Given information ->

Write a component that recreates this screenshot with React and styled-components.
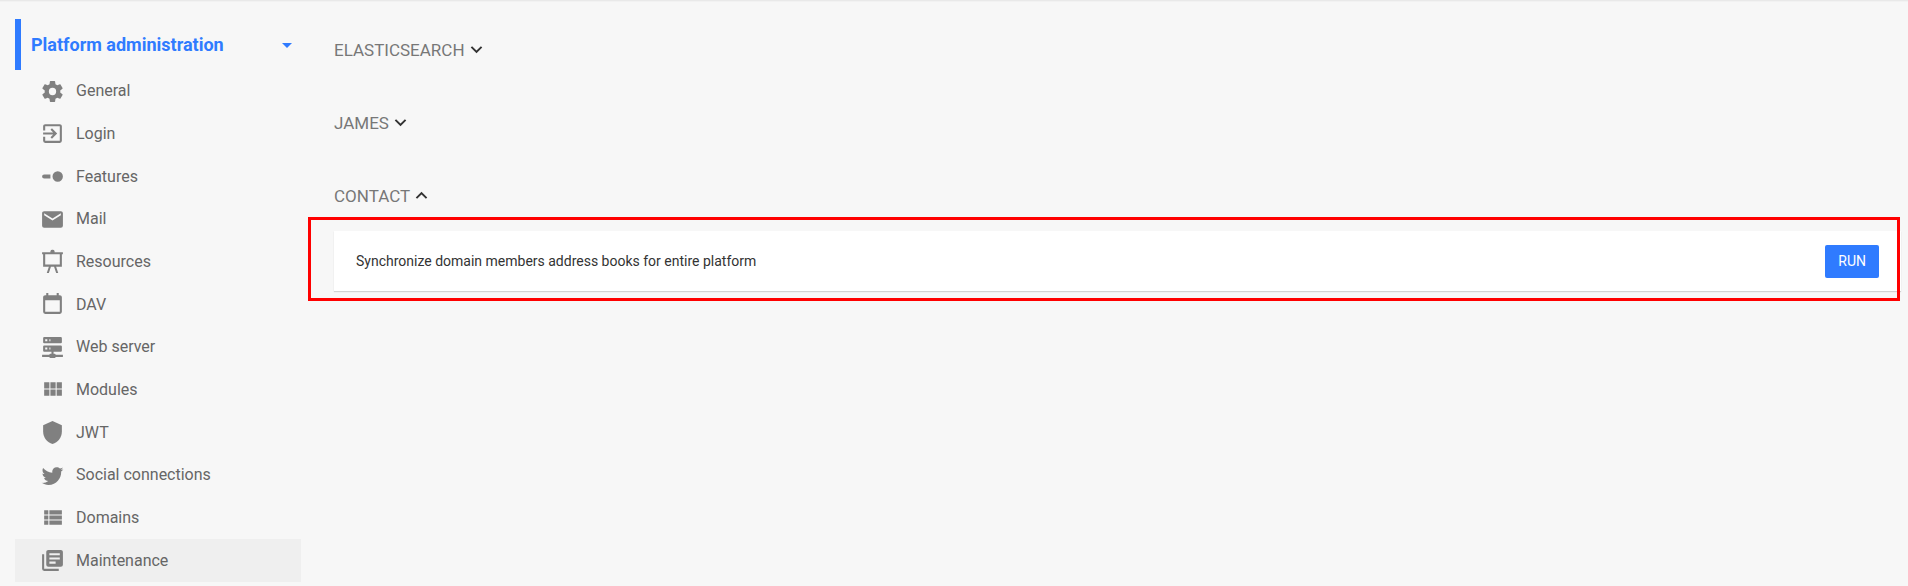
import React, { useState } from "react";
import styled, { createGlobalStyle } from "styled-components";

const GlobalStyle = createGlobalStyle`
  *, *::before, *::after { box-sizing: border-box; }
  body {
    margin: 0;
    background: #f7f7f7;
    color: #333333;
    font-family: Roboto, "Liberation Sans", sans-serif;
    font-size: 16px;
  }
`;

const Page = styled.div`
  display: flex;
  align-items: flex-start;
  border-top: 1px solid #e9e9e9;
  box-shadow: inset 0 1px 0 #f2f2f2;
`;

const Sidebar = styled.nav`
  flex: 0 0 286px;
  margin: 18px 0 0 15px;
`;

const SidebarHeader = styled.button`
  display: flex;
  align-items: center;
  justify-content: space-between;
  width: 100%;
  height: 51px;
  padding: 0 2px 0 10px;
  border: 0;
  border-left: 6px solid #2f7bff;
  background: transparent;
  color: #2f7bff;
  font: inherit;
  font-size: 18px;
  font-weight: 700;
  text-align: left;
  cursor: pointer;
`;

const Menu = styled.ul`
  display: grid;
  grid-auto-rows: 1fr;
  min-height: 512px;
  margin: 0;
  padding: 0;
  list-style: none;
`;

const MenuItem = styled.li`
  display: flex;
`;

const MenuLink = styled.a`
  flex: 1;
  display: flex;
  align-items: center;
  gap: 11px;
  padding-left: 25px;
  background: ${(p) => (p.$active ? "#efefef" : "transparent")};
  color: #666666;
  line-height: 20px;
  text-decoration: none;
`;

const Glyph = styled.svg`
  flex: none;
  width: ${(p) => p.$size}px;
  height: ${(p) => p.$size}px;
  fill: currentColor;
`;

const MenuGlyph = styled(Glyph)`
  color: #808080;
`;

const Main = styled.main`
  flex: 1;
  min-width: 0;
  display: flex;
  flex-direction: column;
  gap: 50px;
  padding: 37px 7px 0 33px;
`;

const SectionTitle = styled.h2`
  margin: 0;
  font-size: 17px;
  font-weight: 400;
`;

const SectionToggle = styled.button`
  display: flex;
  align-items: center;
  padding: 0;
  border: 0;
  background: transparent;
  color: #777777;
  font: inherit;
  line-height: 22px;
  text-transform: uppercase;
  cursor: pointer;
`;

const Chevron = styled(Glyph)`
  color: #333333;
`;

const SectionBody = styled.div`
  position: relative;
  margin-top: 24px;
`;

const Highlight = styled.div`
  position: absolute;
  inset: -14px 1px -10px -26px;
  border: 3px solid #ff0000;
  pointer-events: none;
`;

const Card = styled.div`
  display: flex;
  align-items: center;
  justify-content: space-between;
  min-height: 60px;
  padding: 0 22px;
  background: #ffffff;
  box-shadow: 0 1px 1px rgba(0, 0, 0, 0.15);
  font-size: 14px;
`;

const RunButton = styled.button`
  height: 33px;
  padding: 0 13px;
  border: 0;
  border-radius: 2px;
  background: #2f7bff;
  color: #ffffff;
  font: inherit;
  cursor: pointer;
`;

const icons = {
  cog: "M12,15.5A3.5,3.5 0 0,1 8.5,12A3.5,3.5 0 0,1 12,8.5A3.5,3.5 0 0,1 15.5,12A3.5,3.5 0 0,1 12,15.5M19.43,12.97C19.47,12.65 19.5,12.33 19.5,12C19.5,11.67 19.47,11.34 19.43,11L21.54,9.37C21.73,9.22 21.78,8.95 21.66,8.73L19.66,5.27C19.54,5.05 19.27,4.96 19.05,5.05L16.56,6.05C16.04,5.66 15.5,5.32 14.87,5.07L14.5,2.42C14.46,2.18 14.25,2 14,2H10C9.75,2 9.54,2.18 9.5,2.42L9.13,5.07C8.5,5.32 7.96,5.66 7.44,6.05L4.95,5.05C4.73,4.96 4.46,5.05 4.34,5.27L2.34,8.73C2.21,8.95 2.27,9.22 2.46,9.37L4.57,11C4.53,11.34 4.5,11.67 4.5,12C4.5,12.33 4.53,12.65 4.57,12.97L2.46,14.63C2.27,14.78 2.21,15.05 2.34,15.27L4.34,18.73C4.46,18.95 4.73,19.03 4.95,18.95L7.44,17.94C7.96,18.34 8.5,18.68 9.13,18.93L9.5,21.58C9.54,21.82 9.75,22 10,22H14C14.25,22 14.46,21.82 14.5,21.58L14.87,18.93C15.5,18.67 16.04,18.34 16.56,17.94L19.05,18.95C19.27,19.03 19.54,18.95 19.66,18.73L21.66,15.27C21.78,15.05 21.73,14.78 21.54,14.63L19.43,12.97Z",
  enter: "M19,3H5C3.89,3 3,3.89 3,5V9H5V5H19V19H5V15H3V19A2,2 0 0,0 5,21H19A2,2 0 0,0 21,19V5C21,3.89 20.1,3 19,3M10.08,15.58L11.5,17L16.5,12L11.5,7L10.08,8.41L12.67,11H3V13H12.67L10.08,15.58Z",
  features: "M4,10A2,2 0 0,0 2,12A2,2 0 0,0 4,14H10V10H4M17,7A5,5 0 0,0 12,12A5,5 0 0,0 17,17A5,5 0 0,0 22,12A5,5 0 0,0 17,7Z",
  mail: "M20,8L12,13L4,8V6L12,11L20,6M20,4H4C2.89,4 2,4.89 2,6V18A2,2 0 0,0 4,20H20A2,2 0 0,0 22,18V6C22,4.89 21.1,4 20,4Z",
  easel: "M10,2A2,2 0 0,1 12,0.8A2,2 0 0,1 14,2L14,3H22V5H21V17H15.5L17.5,23H15.5L13.5,17H10.5L8.5,23H6.5L8.5,17H3V5H2V3H10M5,5V15H19V5H5Z",
  calendar: "M19,19H5V8H19M16,1V3H8V1H6V3H5C3.89,3 3,3.89 3,5V19A2,2 0 0,0 5,21H19A2,2 0 0,0 21,19V5C21,3.89 20.1,3 19,3H18V1",
  server: "M13,18H14A1,1 0 0,1 15,19H22V21H15A1,1 0 0,1 14,22H10A1,1 0 0,1 9,21H2V19H9A1,1 0 0,1 10,18H11V16H4A1,1 0 0,1 3,15V11A1,1 0 0,1 4,10H20A1,1 0 0,1 21,11V15A1,1 0 0,1 20,16H13V18M4,2H20A1,1 0 0,1 21,3V7A1,1 0 0,1 20,8H4A1,1 0 0,1 3,7V3A1,1 0 0,1 4,2M9,6H10V4H9V6M9,14H10V12H9V14M5,4V6H7V4H5M5,12V14H7V12H5Z",
  modules: "M16,5V11H21V5M10,11H15V5H10M16,18H21V12H16M10,18H15V12H10M4,18H9V12H4M4,11H9V5H4V11Z",
  shield: "M12,1L3,5V11C3,16.55 6.84,21.74 12,23C17.16,21.74 21,16.55 21,11V5L12,1Z",
  bird: "M22.46,6C21.69,6.35 20.86,6.58 20,6.69C20.88,6.16 21.56,5.32 21.88,4.31C21.05,4.81 20.13,5.16 19.16,5.36C18.37,4.5 17.26,4 16,4C13.65,4 11.73,5.92 11.73,8.29C11.73,8.63 11.77,8.96 11.84,9.27C8.28,9.09 5.11,7.38 3,4.79C2.63,5.42 2.42,6.16 2.42,6.94C2.42,8.43 3.17,9.75 4.33,10.5C3.62,10.5 2.96,10.3 2.38,10C2.38,10 2.38,10 2.38,10.03C2.38,12.11 3.86,13.85 5.82,14.24C5.46,14.34 5.08,14.39 4.69,14.39C4.42,14.39 4.15,14.36 3.89,14.31C4.43,16 6,17.26 7.89,17.29C6.43,18.45 4.58,19.13 2.56,19.13C2.22,19.13 1.88,19.11 1.54,19.07C3.44,20.29 5.7,21 8.12,21C16,21 20.33,14.46 20.33,8.79C20.33,8.6 20.33,8.42 20.32,8.23C21.16,7.63 21.88,6.87 22.46,6Z",
  list: "M9,5V9H21V5M9,19H21V15H9M9,14H21V10H9M4,9H8V5H4M4,19H8V15H4M4,14H8V10H4V14Z",
  library: "M19,7H9V5H19M15,15H9V13H15M19,11H9V9H19M20,2H8C6.89,2 6,2.89 6,4V16A2,2 0 0,0 8,18H20A2,2 0 0,0 22,16V4C22,2.89 21.1,2 20,2M4,6H2V20A2,2 0 0,0 4,22H18V20H4V6Z",
  menuDown: "M7,10L12,15L17,10H7Z",
  chevronDown: "M7.41,8.58L12,13.17L16.59,8.58L18,10L12,16L6,10L7.41,8.58Z",
  chevronUp: "M7.41,15.41L12,10.83L16.59,15.41L18,14L12,8L6,14L7.41,15.41Z",
};

function Icon({ as: Shape = Glyph, name, size }) {
  return (
    <Shape $size={size} viewBox="0 0 24 24" aria-hidden="true">
      <path d={icons[name]} />
    </Shape>
  );
}

const menu = [
  ["General", "cog"],
  ["Login", "enter"],
  ["Features", "features"],
  ["Mail", "mail"],
  ["Resources", "easel"],
  ["DAV", "calendar"],
  ["Web server", "server"],
  ["Modules", "modules"],
  ["JWT", "shield"],
  ["Social connections", "bird"],
  ["Domains", "list"],
  ["Maintenance", "library"],
];

function Section({ title, initiallyOpen = false, children }) {
  const [open, setOpen] = useState(initiallyOpen);
  return (
    <section>
      <SectionTitle>
        <SectionToggle type="button" aria-expanded={open} onClick={() => setOpen(!open)}>
          {title}
          <Icon as={Chevron} name={open ? "chevronUp" : "chevronDown"} size={23} />
        </SectionToggle>
      </SectionTitle>
      {open && children}
    </section>
  );
}

export default function App() {
  return (
    <>
      <GlobalStyle />
      <Page>
        <Sidebar aria-label="Administration">
          <SidebarHeader type="button">
            Platform administration
            <Icon name="menuDown" size={24} />
          </SidebarHeader>
          <Menu>
            {menu.map(([label, icon]) => {
              const active = label === "Maintenance";
              return (
                <MenuItem key={label}>
                  <MenuLink href="#" $active={active} aria-current={active ? "page" : undefined}>
                    <Icon as={MenuGlyph} name={icon} size={25} />
                    {label}
                  </MenuLink>
                </MenuItem>
              );
            })}
          </Menu>
        </Sidebar>
        <Main>
          <Section title="Elasticsearch" />
          <Section title="James" />
          <Section title="Contact" initiallyOpen>
            <SectionBody>
              <Card>
                <span>Synchronize domain members address books for entire platform</span>
                <RunButton type="button">RUN</RunButton>
              </Card>
              <Highlight />
            </SectionBody>
          </Section>
        </Main>
      </Page>
    </>
  );
}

Written problem -> Search the listing for the word "components" and return each line that holds it.

Task output ->
Write a component that recreates this screenshot with React and styled-components.
import styled, { createGlobalStyle } from "styled-components";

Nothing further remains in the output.